Treasury Secretary Tim Geithner on Wednesday said the U.S. would implement proposed international capital rules aimed at helping financial institutions withstand future crises by 2012.
Testifying before the House Financial Services Committee, Geithner praised the new rules, saying they would help constrain "excessive risk-taking and strengthen banks abilities to absorb losses as seen in the latest financial crisis."
"The new standards are designed to ensure that major banks hold enough capital to withstand losses as large as what we saw in the depths of this recession and still have the ability to operate without turning to the taxpayer for extraordinary help," Geithner said.
His testimony sought to downplay fears the new rules could hurt the economy. Geithner noted that the Basel Committee on Banking Supervision provided banks with a "meaningful transition period." For example, a new 7% minimum common equity ratio does not go fully in effect until 2019.
"For the most part, banks should be able to meet these new requirements through future earnings, which will help protect the recovery currently underway," said Geithner.
Under the agreement, new capital standards will take effect in the beginning of 2013. Banks have until 2015 to raise their common equity capital ratio to at least 4.5%. A buffer that is intended to help banks shore up funds during boom times will be phased in between 2016 and 2018.
Geithner said that the definition of capital, which will become "progressively more stringent," won’t take full effect until 2018.
Still, Geithner acknowledged uncertainty in the future, but stressed that tougher capital rules would help to ease the severity of possible financial crises.
"We cannot know with certainty how the economy and the financial system will evolve, but these heightened capital requirements, along with other important reforms, should substantially reduce the likelihood that we will soon repeat the sort of severe financial crisis that we have just lived through," he said.

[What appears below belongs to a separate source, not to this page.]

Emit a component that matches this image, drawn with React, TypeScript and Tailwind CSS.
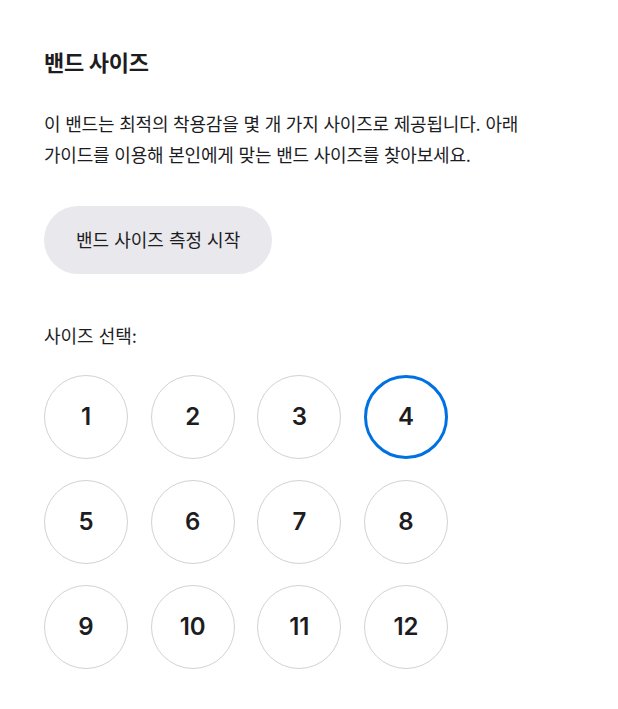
import React, { useState } from "react";

const sizes = [1, 2, 3, 4, 5, 6, 7, 8, 9, 10, 11, 12];

export default function App() {
  const [selected, setSelected] = useState(4);
  return (
    <div
      className="min-h-screen bg-white text-[#1d1d1f] px-[44px] pt-[47px]"
      style={{ fontFamily: '"Inter", "Noto Sans CJK KR", sans-serif' }}
    >
      <h2 className="text-[22px] font-bold leading-[32px] tracking-[-0.3px]">밴드 사이즈</h2>
      <p className="mt-[30px] text-[18px] leading-[31px] tracking-[-0.2px] w-[520px]">
        이 밴드는 최적의 착용감을 몇 개 가지 사이즈로 제공됩니다. 아래
        <br />
        가이드를 이용해 본인에게 맞는 밴드 사이즈를 찾아보세요.
      </p>
      <button className="mt-[35px] h-[68px] px-[32px] rounded-full bg-[#e8e8ed] text-[18px] text-[#1d1d1f]">
        밴드 사이즈 측정 시작
      </button>
      <div className="mt-[51px] text-[18px] leading-[24px]">사이즈 선택:</div>
      <div className="mt-[26px] grid grid-cols-[repeat(4,84px)] gap-x-[22.67px] gap-y-[21px]">
        {sizes.map((s) => (
          <button
            key={s}
            onClick={() => setSelected(s)}
            className={
              s === selected
                ? "w-[84px] h-[84px] rounded-full border-[3px] border-[#0071e3] flex items-center justify-center text-[24px] font-semibold"
                : "w-[84px] h-[84px] rounded-full border border-[#d2d2d7] flex items-center justify-center text-[24px] font-semibold"
            }
          >
            {s}
          </button>
        ))}
      </div>
    </div>
  );
}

There are still several pieces that Basel negotiators are looking to iron out, including liquidity requirements, as well as certain additional requirements that will be tacked on for the most systemically important institutions. The leaders of the Group of 20 nations are expected to sign-off on the agreement in November when they meet in Seoul.
"We will need to make sure that they are calibrated correctly before they are fully implemented," he said of the liquidity requirements.
Geithner also warned of the importance of individual countries implementing the new capital standards to ensure a "level playing field" throughout the global financial system.
"We will engage our foreign counterparts to look for ways to ensure that these agreements are implemented in a transparent and consistent way by supervisors in different countries," he said.